Il avait seize ans quand il quitta pour la première fois la maison paternelle. Au moment où il monta dans la vieille voiture qui devait le conduire au-delà des monts : « Allez, mon enfant, lui dit la présidente, et souvenez-vous de Dieu, de votre nom et de votre mère. » On l’envoyait à Turin pour y faire ses études de droit. Il travailla avec tant d’ardeur, que trois ans plus tard il recevait des mains du chancelier de l’université l’anneau du doctorat. Dès son retour à Chambéry, il se fit recevoir au barreau, et après un stage de deux années, il entra au parquet comme substitut de l’avocat fiscal-général. Le ministère public ne concluait pas oralement à l’audience ; il rédigeait son avis motivé, et la minute, mise à la disposition du président pour le délibéré, était déposée au greffe avec l’arrêt. M. Descostes a retrouvé dans les archives du sénat de Savoie les conclusions de Joseph de Maistre ; elles sont remarquables par la netteté des vues, la rigueur de la logique, la fermeté du style. Il eut à s’occuper d’une plainte portée par une paroisse contre son curé, qu’elle accusait de concussion dans le recouvrement de ses redevances. Il concluait au rejet de l’action publique. « Le sénat aura remarqué mille fois comme moi que, du combat journalier de l’avarice qui demande et de l’avarice qui refuse, il résulte un état de choses assez tolérable et souvent meilleur que celui qui résulterait de l’action immédiate de l’autorité avec tout son appareil. Ces sortes d’abus peuvent se traiter civilement. Quand la justice criminelle se lasse sur de petits objets, elle manque de force dans les grandes occasions. » La plupart des magistrats auxquels il s’adressait étaient moins philosophes que ce jeune substitut.
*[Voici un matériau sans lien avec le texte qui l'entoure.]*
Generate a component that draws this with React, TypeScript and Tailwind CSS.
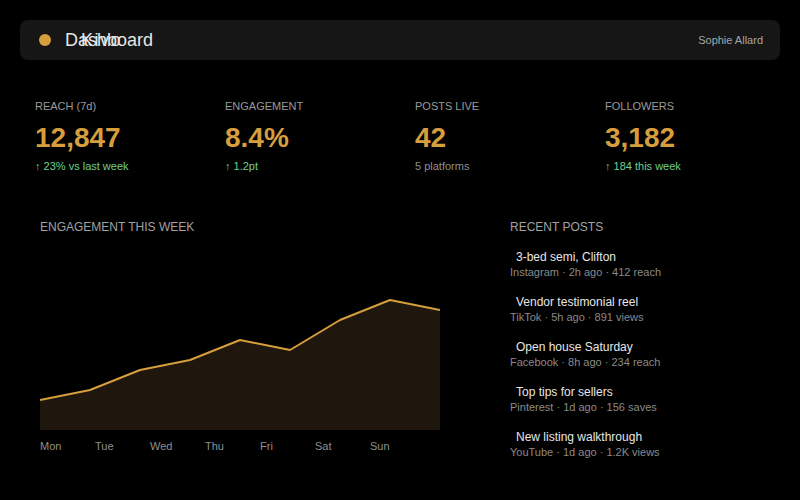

Tout en s’acquittant consciencieusement de ses nouveaux devoirs, il continuait ses études, et se levait à quatre heures du matin pour lire Aristote, Platon, Plutarque, Horace et Virgile, qu’il annotait, commentait la plume à la main. La jurisprudence, l’algèbre, le grec, l’anglais, l’occupaient tour à tour. Il s’était fait une loi de travailler jusqu’à quinze heures par jour. M. Albert Blanc l’a représenté comme un anachorète que la solitude avait rendu absolu, dédaigneux et hautain dans ses doctrines, et qui avait acquis par son travail cellulaire « la rigidité magistrale des moines de Zurbaran[1]. » Mais on peut travailler comme un bénédictin et n’être pas un moine. Joseph de Maistre était le plus sociable des hommes ; peut-on se passer du monde quand on a tant d’esprit ? Personne ne fut moins rigoriste dans le choix de

  1. Mémoires politiques et correspondance diplomatique de Joseph de Maistre, par Albert Blanc.